Marc Kasowitz, a New York lawyer representing Cabi Downtown, said the developer asked the lenders to permit the sale of condos for less than the release price, which is the minimum unit price set by the bank when the loan is granted. The lender refused, even though condo prices have declined below the release price.

“Unfortunately, repeatedly and consistently, these lenders have absolutely, for reasons that aren’t clear at all, refused to make these reasonable agreements,” said Kasowitz, a partner with Kasowitz Benson Torres & Friedman.

He would not say if Cabi Downtown would ask a bankruptcy judge to authorize sales below the release price.

Cabi Downtown is also facing lawsuits from buyers trying to recover their condo deposits.

Several real estate experts noted that it is common for developers to file for bankruptcy after a lender moves to foreclose on a property. Often it is a strategy developers use to pressure the lender to work out a solution.

“It is a tool in their arsenal when negotiating with banks,” said Adam Cappel, president of CondoReports.com, a Miami research firm.

“What usually prompts [developers to] rush to the bankruptcy court is the pressure they are receiving from their lenders,” added attorney Craig Rasile, co-chair of the bankruptcy, restructuring and creditors’ rights practice group for Hunton & Williams in Miami.

Kasowitz denied Cabi Downtown filed for bankruptcy to delay the foreclosure action.

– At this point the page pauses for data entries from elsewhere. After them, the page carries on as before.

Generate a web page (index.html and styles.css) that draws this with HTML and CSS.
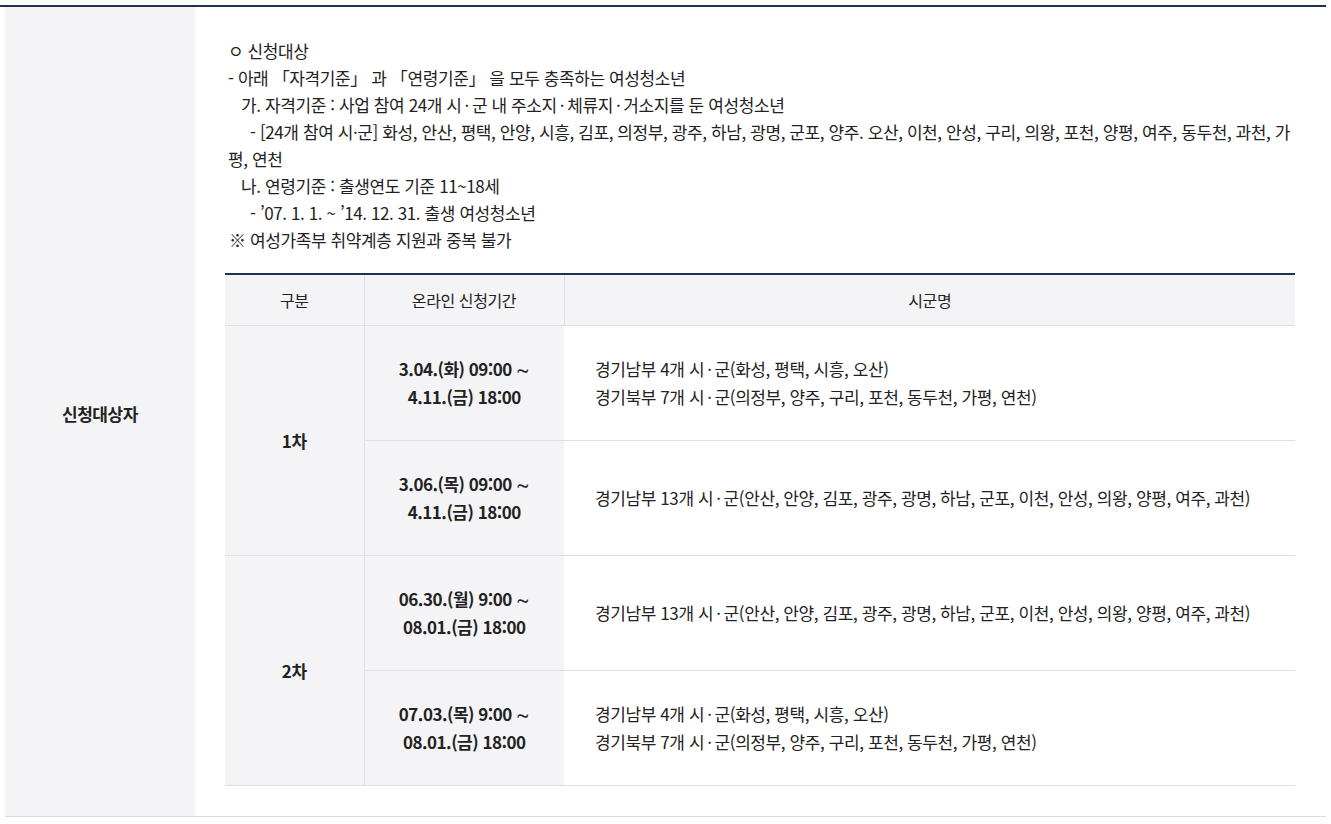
FILE: index.html
```html
<!DOCTYPE html>
<html lang="ko">
<head>
<meta charset="utf-8">
<title>신청대상자</title>
<link rel="stylesheet" href="styles.css">
</head>
<body>
<div class="board">
  <div class="row">
    <div class="th">신청대상자</div>
    <div class="td">
      <div class="desc">
        <p>ㅇ 신청대상</p>
        <p>- 아래 「자격기준」 과 「연령기준」 을 모두 충족하는 여성청소년</p>
        <p class="i1">가. 자격기준 : 사업 참여 24개 시<span class="dot">·</span>군 내 주소지<span class="dot">·</span>체류지<span class="dot">·</span>거소지를 둔 여성청소년</p>
        <p class="i2">- [24개 참여 시·군] 화성, 안산, 평택, 안양, 시흥, 김포, 의정부, 광주, 하남, 광명, 군포, 양주. 오산, 이천, 안성, 구리, 의왕, 포천, 양평, 여주, 동두천, 과천, 가평, 연천</p>
        <p class="i1">나. 연령기준 : 출생연도 기준 11~18세</p>
        <p class="i2">- ’07. 1. 1. ~ ’14. 12. 31. 출생 여성청소년</p>
        <p class="note">※ 여성가족부 취약계층 지원과 중복 불가</p>
      </div>
      <table class="sched">
        <colgroup>
          <col class="c1"><col class="c2"><col class="c3">
        </colgroup>
        <thead>
          <tr><th>구분</th><th>온라인 신청기간</th><th>시군명</th></tr>
        </thead>
        <tbody>
          <tr>
            <td class="grp" rowspan="2">1차</td>
            <td class="date">3.04.(화) 09:00 ∼<br>4.11.(금) 18:00</td>
            <td class="area">경기남부 4개 시<span class="dot">·</span>군(화성, 평택, 시흥, 오산)<br>경기북부 7개 시<span class="dot">·</span>군(의정부, 양주, 구리, 포천, 동두천, 가평, 연천)</td>
          </tr>
          <tr>
            <td class="date">3.06.(목) 09:00 ∼<br>4.11.(금) 18:00</td>
            <td class="area">경기남부 13개 시<span class="dot">·</span>군(안산, 안양, 김포, 광주, 광명, 하남, 군포, 이천, 안성, 의왕, 양평, 여주, 과천)</td>
          </tr>
          <tr>
            <td class="grp" rowspan="2">2차</td>
            <td class="date">06.30.(월) 9:00 ∼<br>08.01.(금) 18:00</td>
            <td class="area">경기남부 13개 시<span class="dot">·</span>군(안산, 안양, 김포, 광주, 광명, 하남, 군포, 이천, 안성, 의왕, 양평, 여주, 과천)</td>
          </tr>
          <tr>
            <td class="date">07.03.(목) 9:00 ∼<br>08.01.(금) 18:00</td>
            <td class="area">경기남부 4개 시<span class="dot">·</span>군(화성, 평택, 시흥, 오산)<br>경기북부 7개 시<span class="dot">·</span>군(의정부, 양주, 구리, 포천, 동두천, 가평, 연천)</td>
          </tr>
        </tbody>
      </table>
    </div>
  </div>
</div>
</body>
</html>
```
FILE: styles.css
```css
* { box-sizing: border-box; }
html, body { margin: 0; padding: 0; background: #fff; }
body {
  font-family: "Noto Sans CJK KR", "Noto Sans", sans-serif;
  color: #222;
  font-size: 17px;
  letter-spacing: -0.4px;
}
.board {
  margin-top: 5px;
  width: 1326px;
  border-top: 2px solid #1d3350;
}
.row {
  display: flex;
  margin-left: 5px;
  border-bottom: 1px solid #dcdcdc;
}
.th {
  width: 190px;
  flex: none;
  background: #f4f4f6;
  display: flex;
  align-items: center;
  justify-content: center;
  font-weight: 700;
  font-size: 17px;
  padding-top: 4px;
}
.td {
  flex: 1;
  padding: 30px 30px 30px 30px;
}
.desc { padding: 0 0 20px 3px; }
.desc p {
  margin: 0;
  line-height: 27px;
}
.desc .i1 { padding-left: 13px; }
.desc .i2 { text-indent: 22px; }
.desc .note { padding-left: 1px; }
.dot { padding: 0 3px; }
.sched {
  width: 1070px;
  border-collapse: collapse;
  border-top: 2px solid #1d3350;
  table-layout: fixed;
}
.sched .c1 { width: 139px; }
.sched .c2 { width: 200px; }
.sched th {
  background: #f4f4f6;
  font-weight: 400;
  height: 51px;
  font-size: 16px;
  border-bottom: 1px solid #e0e0e0;
  border-left: 1px solid #e0e0e0;
  padding: 0;
}
.sched th:first-child { border-left: 0; }
.sched td {
  height: 115px;
  border-bottom: 1px solid #e0e0e0;
  padding: 0;
}
.sched .grp {
  background: #f4f4f6;
  text-align: center;
  font-weight: 700;
  font-size: 17px;
}
.sched .date {
  background: #f4f4f6;
  border-left: 1px solid #e0e0e0;
  text-align: center;
  font-weight: 700;
  font-size: 17px;
  letter-spacing: -0.5px;
  line-height: 28px;
}
.sched .area {
  padding-left: 31px;
  line-height: 28px;
}
```
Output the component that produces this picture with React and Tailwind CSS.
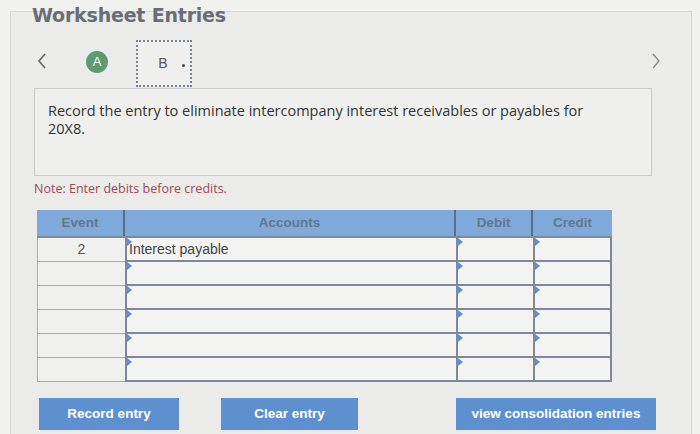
import React from 'react';

const rows = [
  { event: '2', account: 'Interest payable' },
  { event: '', account: '' },
  { event: '', account: '' },
  { event: '', account: '' },
  { event: '', account: '' },
  { event: '', account: '' },
];

const Marker = () => (
  <span className="absolute left-0 top-0 w-0 h-0 border-t-[4px] border-b-[4px] border-l-[5px] border-t-transparent border-b-transparent border-l-[#5b8ed6]" />
);

const InputCell = ({ width, children, last }) => (
  <div
    className={`relative h-full border-l-2 border-b-2 border-[#7d889a] bg-[#f3f3f1] ${last ? 'border-r-2' : ''}`}
    style={{ width }}
  >
    <Marker />
    {children}
  </div>
);

export default function App() {
  return (
    <div className="w-[700px] h-[434px] overflow-hidden bg-[#f1f1ef] pt-[11px]" style={{ fontFamily: '"Liberation Sans", Arial, sans-serif' }}>
      <div className="ml-[10px] mr-[8px] h-[440px] border-l border-r border-t border-[#d6d6d4] bg-[#ebebe9] relative">
        <h1 className="absolute left-[21px] -top-[6px] text-[19px] font-bold text-[#686d74] leading-none tracking-[-0.2px]" style={{ fontFamily: '"DejaVu Sans", Verdana, sans-serif' }}>
          Worksheet Entries
        </h1>

        {/* nav */}
        <div className="flex items-center h-[76px] pt-[26px]">
          <svg width="12" height="18" viewBox="0 0 12 18" className="ml-[25px] -mt-[4px]">
            <path d="M9 2 L3 9 L9 16" fill="none" stroke="#666" strokeWidth="1.6" />
          </svg>
          <div className="ml-[38px] w-[22px] h-[22px] rounded-full bg-[#5d9a72] text-white text-[13px] flex items-center justify-center -mt-[2px]">A</div>
          <div className="ml-[28px] w-[56px] h-[47px] border-2 border-dotted border-[#7a7fa0] flex items-center justify-center relative bg-[#efefed]">
            <span className="text-[14px] text-[#555] ml-[-2px]">B</span>
            <span className="absolute right-[5px] top-[22px] w-[3px] h-[3px] rounded-full bg-[#444]" />
          </div>
          <div className="flex-1" />
          <svg width="12" height="18" viewBox="0 0 12 18" className="mr-[29px] -mt-[4px]">
            <path d="M3 2 L9 9 L3 16" fill="none" stroke="#888" strokeWidth="1.4" />
          </svg>
        </div>

        {/* question */}
        <div className="ml-[23px] w-[618px] h-[88px] border border-[#c9c9c7] bg-[#efefed] pl-[13px] pr-[60px] pt-[13px] text-[14.5px] leading-[18px] text-[#333]" style={{ fontFamily: '"Open Sans", sans-serif' }}>
          Record the entry to eliminate intercompany interest receivables or payables for 20X8.
        </div>

        <p className="ml-[23px] mt-[4px] text-[12.5px] text-[#a0485a]" style={{ fontFamily: '"Open Sans", sans-serif' }}>
          Note: Enter debits before credits.
        </p>

        {/* table */}
        <div className="ml-[26px] mt-[11px] w-[575px]">
          <div className="flex h-[26px] bg-[#80a9db] text-[13.5px] font-bold text-[#687586]">
            <div className="w-[88px] flex items-center justify-center border-r-2 border-[#5b6f8c]">Event</div>
            <div className="w-[331px] flex items-center justify-center border-r-2 border-[#5b6f8c]">Accounts</div>
            <div className="w-[77px] flex items-center justify-center border-r-2 border-[#5b6f8c]">Debit</div>
            <div className="w-[79px] flex items-center justify-center">Credit</div>
          </div>
          <div className="border-t-2 border-[#7d889a]">
            {rows.map((r, i) => (
              <div key={i} className="flex h-[24px]">
                <div className="w-[88px] h-full border-l border-b border-[#a9a9a9] bg-[#f1f1ef] text-[14px] text-[#555] flex items-center justify-center">
                  {r.event}
                </div>
                <InputCell width={331}>
                  <span className="absolute left-[2px] top-[1px] text-[14px] text-[#444]">{r.account}</span>
                </InputCell>
                <InputCell width={77} />
                <InputCell width={79} last />
              </div>
            ))}
          </div>
        </div>

        {/* buttons */}
        <div className="flex mt-[16px] ml-[28px] text-[13.5px] font-bold text-white">
          <button className="w-[140px] h-[32px] bg-[#5e90d0]">Record entry</button>
          <button className="ml-[42px] w-[137px] h-[32px] bg-[#5e90d0]">Clear entry</button>
          <button className="ml-[98px] w-[200px] h-[32px] bg-[#5e90d0]">view consolidation entries</button>
        </div>
      </div>
    </div>
  );
}
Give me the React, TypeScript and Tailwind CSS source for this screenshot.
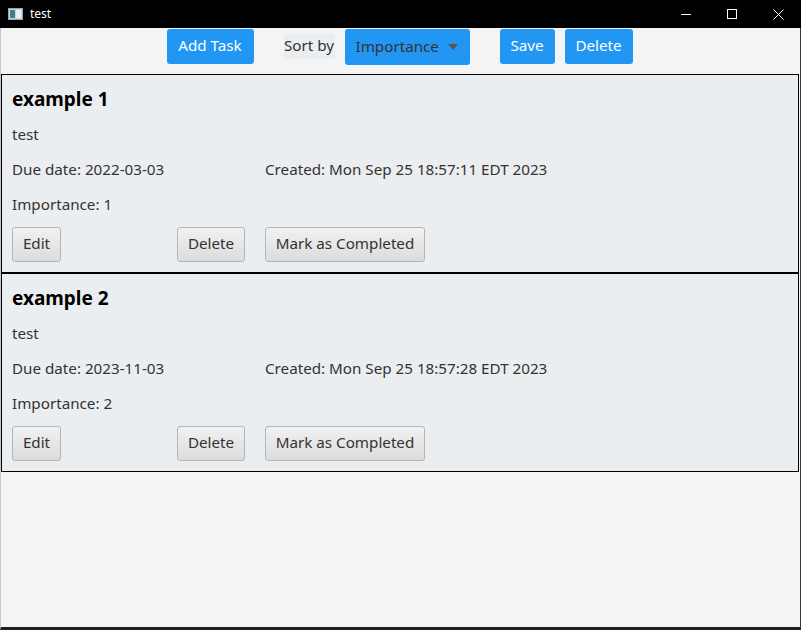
import React from "react";

const font = { fontFamily: '"Noto Sans", "Open Sans", sans-serif' };

function GrayButton({ children, className = "" }: { children: React.ReactNode; className?: string }) {
  return (
    <div
      className={`h-[35px] pb-[2px] flex items-center justify-center whitespace-nowrap rounded-[3px] border border-[#b5b5b5] bg-gradient-to-b from-[#f1f1f1] to-[#dcdcdc] text-[15.2px] text-[#333333] ${className}`}
    >
      {children}
    </div>
  );
}

function Card({ title, due, created, importance }: { title: string; due: string; created: string; importance: number }) {
  return (
    <div className="border border-black bg-[#ebeef1] px-[10px] pt-[8px] pb-[10px]">
      <div className="h-[35px] pb-[3px] flex items-center text-[19px] font-bold text-black">{title}</div>
      <div className="h-[35px] pb-[3px] flex items-center text-[15.2px] text-[#333333]">test</div>
      <div className="h-[35px] pb-[3px] flex items-center text-[15.2px] text-[#333333] whitespace-nowrap">
        <div className="w-[253px]">Due date: {due}</div>
        <div>Created: {created}</div>
      </div>
      <div className="h-[35px] pb-[3px] flex items-center text-[15.2px] text-[#333333]">Importance: {importance}</div>
      <div className="mt-[4px] flex items-center">
        <GrayButton className="w-[49px]">Edit</GrayButton>
        <GrayButton className="w-[68px] ml-[116px]">Delete</GrayButton>
        <GrayButton className="w-[160px] ml-[20px]">Mark as Completed</GrayButton>
      </div>
    </div>
  );
}

export default function App() {
  return (
    <div className="w-[801px] h-[630px] bg-black flex flex-col" style={font}>
      <div className="h-[28px] flex items-center relative text-white">
        <svg className="ml-[8px]" width="15" height="12" viewBox="0 0 15 12">
          <rect x="0.5" y="0.5" width="14" height="11" fill="#cfd6dc" stroke="#9aa4ad" />
          <rect x="2" y="2" width="5" height="8" fill="#3b7f8f" />
          <rect x="8" y="2" width="5" height="8" fill="#e8eef2" />
        </svg>
        <span className="ml-[7px] text-[12px]" style={{ fontFamily: '"Noto Sans", sans-serif' }}>test</span>
        <div className="ml-auto flex items-center h-full">
          <div className="w-[46px] h-full flex items-center justify-center">
            <div className="w-[10px] h-px bg-white" />
          </div>
          <div className="w-[46px] h-full flex items-center justify-center">
            <div className="w-[10px] h-[10px] border border-white" />
          </div>
          <div className="w-[46px] h-full flex items-center justify-center">
            <svg width="11" height="11" viewBox="0 0 11 11">
              <path d="M0.5 0.5 L10.5 10.5 M10.5 0.5 L0.5 10.5" stroke="white" strokeWidth="1" />
            </svg>
          </div>
        </div>
      </div>
      <div className="flex-1 bg-[#f4f4f4] border-l border-[#c6c6c6] border-r border-r-[#3a3a3a] border-b-[3px] border-b-[#1e1e1e] flex flex-col">
        <div className="h-[46px] flex items-start pt-px pr-[2px] justify-center whitespace-nowrap">
          <div className="h-[35px] pb-[2px] w-[87px] mr-[30px] rounded-[3px] bg-[#2196f3] text-white text-[15.2px] flex items-center justify-center">
            Add Task
          </div>
          <div className="mt-[5px] h-[25px] pb-[2px] w-[51px] bg-[#ebeef0] text-[#333333] text-[15.2px] flex items-center justify-center">
            Sort by
          </div>
          <div className="ml-[10px] h-[36px] pb-[2px] w-[125px] rounded-[3px] bg-[#2196f3] text-[#333333] text-[15.2px] flex items-center pl-[11px]">
            Importance
            <svg className="ml-auto mr-[12px] mt-[2px]" width="10" height="6" viewBox="0 0 10 6">
              <path d="M0 0 L10 0 L5 6 Z" fill="#555555" />
            </svg>
          </div>
          <div className="ml-[30px] h-[35px] pb-[2px] w-[55px] rounded-[3px] bg-[#2196f3] text-white text-[15.2px] flex items-center justify-center">
            Save
          </div>
          <div className="ml-[10px] h-[35px] pb-[2px] w-[68px] rounded-[3px] bg-[#2196f3] text-white text-[15.2px] flex items-center justify-center">
            Delete
          </div>
        </div>
        <div className="pr-px">
          <Card title="example 1" due="2022-03-03" created="Mon Sep 25 18:57:11 EDT 2023" importance={1} />
          <Card title="example 2" due="2023-11-03" created="Mon Sep 25 18:57:28 EDT 2023" importance={2} />
        </div>
      </div>
    </div>
  );
}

Rasile, who is not involved in the case, said more troubled developers are likely to follow Cabi Downtown’s lead as they struggle with a sluggish condo market and scarce financing.

The strategy is viable if there is sufficient equity in the property, Rasile said. Otherwise, the lender or any secured creditor can move to convert the case to Chapter 7 to sell the assets, he said.

A lender could also ask a bankruptcy judge to let the foreclosure proceed if the equity has vanished, he said.

In light of the stress financial markets, Rasile said bankruptcy judges are more willing to be flexible.

“Nowadays, it is more common for the courts to give debtors some time to analyze their options and ascertain whether or not they can sell the property in a bankruptcy setting and get some equity for the creditors,” he said.